FIRST KNIGHT is a movie I never would’ve watched without an excuse like this series, but it’s not bad. Directed by AIRPLANE!’s Jerry Zucker (
his followup to NAKED GUN 2 1/2, but not his first serious movie, having already done GHOST), it’s basically a love triangle between King Arthur (Sean Connery), Sir Lancelot (Richard Gere) and Guinevere (Julia Ormond). Connery and Gere play two different types of handsome while Ormond makes the movie with a more human, layered portrayal.
The story begins with Lancelot, a dreamy, long-haired drifter going from town to town showing off in sword-fighting demos. His path happens to cross young Queen Guinevere’s when her caravan is ambushed on the way to Camelot to marry King Arthur. So he rescues her.
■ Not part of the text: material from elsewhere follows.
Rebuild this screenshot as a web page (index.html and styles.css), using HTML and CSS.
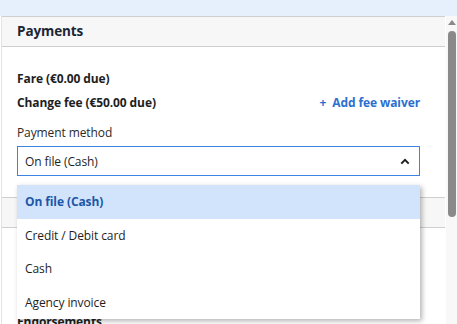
FILE: index.html
```html
<!DOCTYPE html>
<html lang="en">
<head>
  <meta charset="UTF-8">
  <title>Payments</title>
  <link rel="stylesheet" href="styles.css">
</head>
<body>

<div class="topband"></div>

<div class="page">
  <div class="content">
    <div class="section">
      <div class="section-head">Payments</div>
      <div class="section-body">
        <div class="fee-row"><strong>Fare (€0.00 due)</strong></div>
        <div class="fee-row">
          <strong>Change fee (€50.00 due)</strong>
          <a class="add-link" href="#">+&nbsp; Add fee waiver</a>
        </div>

        <div class="field">
          <label class="field-label">Payment method</label>
          <div class="select-wrap">
            <div class="select open">
              <span>On file (Cash)</span>
              <svg class="caret" width="10" height="7" viewBox="0 0 10 7">
                <path d="M1.3 5.6 L5 1.9 L8.7 5.6" fill="none" stroke="#1e1e1e" stroke-width="2"/>
              </svg>
            </div>
            <ul class="menu">
              <li class="active">On file (Cash)</li>
              <li>Credit / Debit card</li>
              <li>Cash</li>
              <li>Agency invoice</li>
            </ul>
          </div>
        </div>
      </div>
    </div>

    <div class="section">
      <div class="section-head"></div>
      <div class="section-body short">
        <div class="sub-title">Endorsements</div>
      </div>
    </div>
  </div>

  <div class="scrollbar">
    <div class="arrow"></div>
    <div class="thumb"></div>
  </div>
</div>

</body>
</html>
```

FILE: styles.css
```css
body {
  margin: 0;
  font-family: 'Open Sans', 'Noto Sans', sans-serif;
  font-size: 12px;
  letter-spacing: -0.1px;
  color: #1e1e1e;
  background: #fff;
  overflow: hidden;
}
.topband {
  height: 16px;
  background: #e6f0fc;
}
.page {
  display: flex;
  height: 308px;
}
.content {
  flex: 1;
  border-left: 1px solid #e4e4e4;
  margin-left: 1px;
}
.section-head {
  height: 29px;
  line-height: 29px;
  padding-left: 15px;
  background: #f7f7f7;
  border-top: 1px solid #cfcfcf;
  border-bottom: 1px solid #cfcfcf;
  font-size: 13.5px;
  font-weight: 700;
  color: #1b2635;
}
.section-body {
  padding: 19px 25px 21px 15px;
}
.section-body.short {
  padding-top: 85px;
}
.fee-row {
  display: flex;
  justify-content: space-between;
  align-items: center;
  height: 24px;
}
.fee-row strong {
  font-weight: 700;
}
.add-link {
  color: #2c6fcf;
  font-weight: 700;
  text-decoration: none;
}
.field {
  margin-top: 10px;
}
.field-label {
  display: block;
  line-height: 18px;
  margin-bottom: 4px;
  color: #2a2a2a;
}
.select-wrap {
  position: relative;
}
.select {
  height: 28px;
  border: 1.5px solid #3a84e4;
  display: flex;
  align-items: center;
  justify-content: space-between;
  padding: 0 9px 0 7px;
}
.caret {
  display: block;
}
.menu {
  position: absolute;
  top: 39px;
  left: 0;
  right: 0;
  margin: 0;
  padding: 0;
  list-style: none;
  background: #fff;
  box-shadow: 2px 2px 5px rgba(0, 0, 0, 0.3);
  z-index: 2;
}
.menu li {
  height: 33.5px;
  line-height: 33.5px;
  padding-left: 8px;
}
.menu li.active {
  background: #d2e4fb;
  color: #1b56a8;
  font-weight: 700;
}
.sub-title {
  font-weight: 700;
}
.scrollbar {
  width: 11px;
  margin-left: 1px;
  background: #f8f8f8;
}
.arrow {
  margin: 4px auto 0;
  width: 0;
  height: 0;
  border-left: 4px solid transparent;
  border-right: 4px solid transparent;
  border-bottom: 5px solid #8a8a8a;
}
.thumb {
  margin: 6px auto 0;
  width: 8px;
  height: 186px;
  border-radius: 4px;
  background: #8a8a8a;
}
```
Before he disappears he plants a kiss on her, and she’s got that BRIDGES OF MADISON COUNTY look of suppressed lust on her face, but she tells him to cool it, she’s engaged. And when she gets to Camelot we see that she’s not just being chaste, she really does love Arthur. Yeah, it’s an arranged marriage, and he’s old enough to be her ancestor, but in his defense he does give her a sincere opportunity to back out, pledging to defend her kingdom of Lyonnesse regardless of marital arrangements. You want him to be a sleazy old bastard so you can root for her to kick him to the medieval equivalent of a curb, but he keeps being a gentleman, god damn it. She tells him she’s not gonna back out, she really wants to marry him, and she seems to know what she’s doing.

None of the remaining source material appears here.